Una forma que adquirió ese interés fue, de hecho, el contacto con algunas de las personalidades más destacadas de su época de las áreas mencionadas. Élisabeth mantuvo una relación cercana con escritores y artistas como Émile Verhaeren, Maurice Maeterlinck, Colette, Jean Cocteau, los violinistas Eugène Ysaÿe y Yehudi Menuhin, entre otros. Y en el caso de la ciencia, tejió un lazo de afecto nada menos que con Albert Einstein.
Albert Einstein y la reina Élisabeth de Bélgica, ca. 1930
De esa relación surgieron varios gestos de amistad, siendo uno de los mas significativos la misiva mencionada anteriormente, que Einstein envió a la reina en un momento particularmente difícil para ella, pues fue justamente en 1934 cuando Alberto I murió a causa de un accidente de alpinismo.
En medio de esa pena, Élisabeth buscó en su amigo palabras de consuelo. Einstein le respondió con estas palabras:
La Sra. Barjansky me ha contado lo mucho que le hace sufrir la vida en sí misma y lo aturdida que está por los golpes indescriptiblemente dolorosos que le han sobrevenido.
Y, sin embargo, no debemos afligirnos por quienes se nos han ido en la plenitud de su vida después de años felices y fructíferos de actividad, y que han tenido el privilegio de cumplir en toda su extensión su tarea en la vida.

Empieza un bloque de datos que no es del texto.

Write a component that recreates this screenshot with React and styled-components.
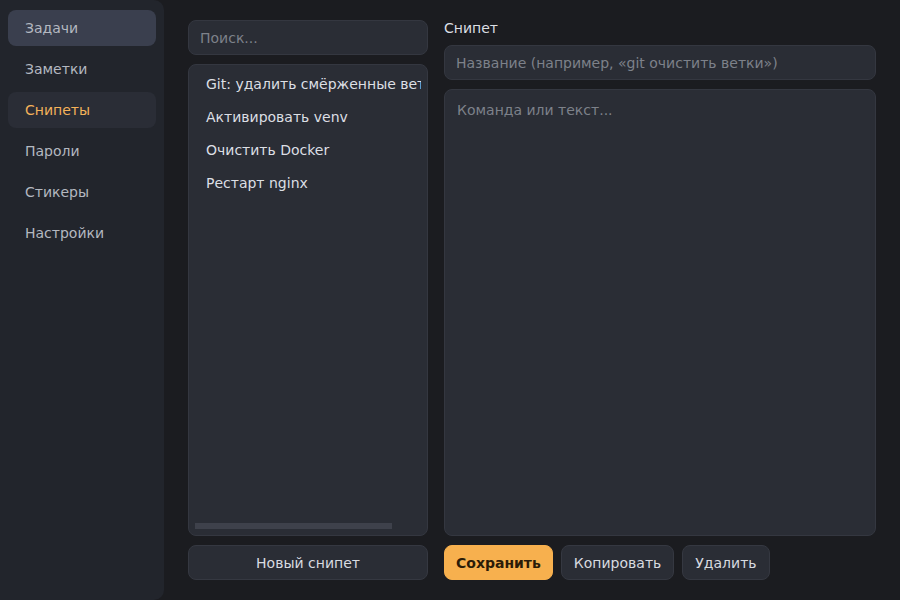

Hay algo que puede refrescar y revivir a las personas mayores: la alegría por las actividades de la generación más joven; una alegría, sin duda, que se ve empañada por oscuros presentimientos en estos tiempos inestables. Y, sin embargo, como siempre, el sol de la primavera trae una nueva vida, y podemos alegrarnos por esta nueva vida y contribuir a su desarrollo; y Mozart sigue siendo tan bello y tierno como siempre fue y siempre será. Después de todo, hay algo eterno que está más allá de la mano del destino y de todos los engaños humanos. Y tales eternidades están más cerca de una persona mayor que de una más joven que oscila entre el miedo y la esperanza. A nosotros nos queda el privilegio de experimentar la belleza y la verdad en sus formas más puras.
Para fines de explicación cabe mencionar que la “Sra. Barjansky” mencionada al inicio del fragmento es Catherine Barjansky, escultora de origen ucraniano que fue maestra de Élisabeth en dicha materia.
Como vemos, el mensaje que dedicó Einstein a su amiga ofrece un refugio en medio de la tempestad, esa tempestad creada por la combinación de duelo, la pena y la constatación del paso del tiempo. En medio de la cual, inesperadamente, el científico pudo señalar algunos puntos de los cuales asirse: la belleza, la verdad y sobre todo la relación entre la plenitud y la continuidad de la vida. Después de todo, como regla general hay cosas que deben terminar para dar paso a otras nuevas. En el fondo, Einstein llama a la reina de Bélgica a encontrar alegría en ese ciclo necesario e imparable de la vida.
Como último apunte señalamos que la carta de Albert Einstein a la reina Élisabeth de Bélgica está citada en el libro Einstein’s God: Conversations About Science and the Human Spirit, de Krista Tippett.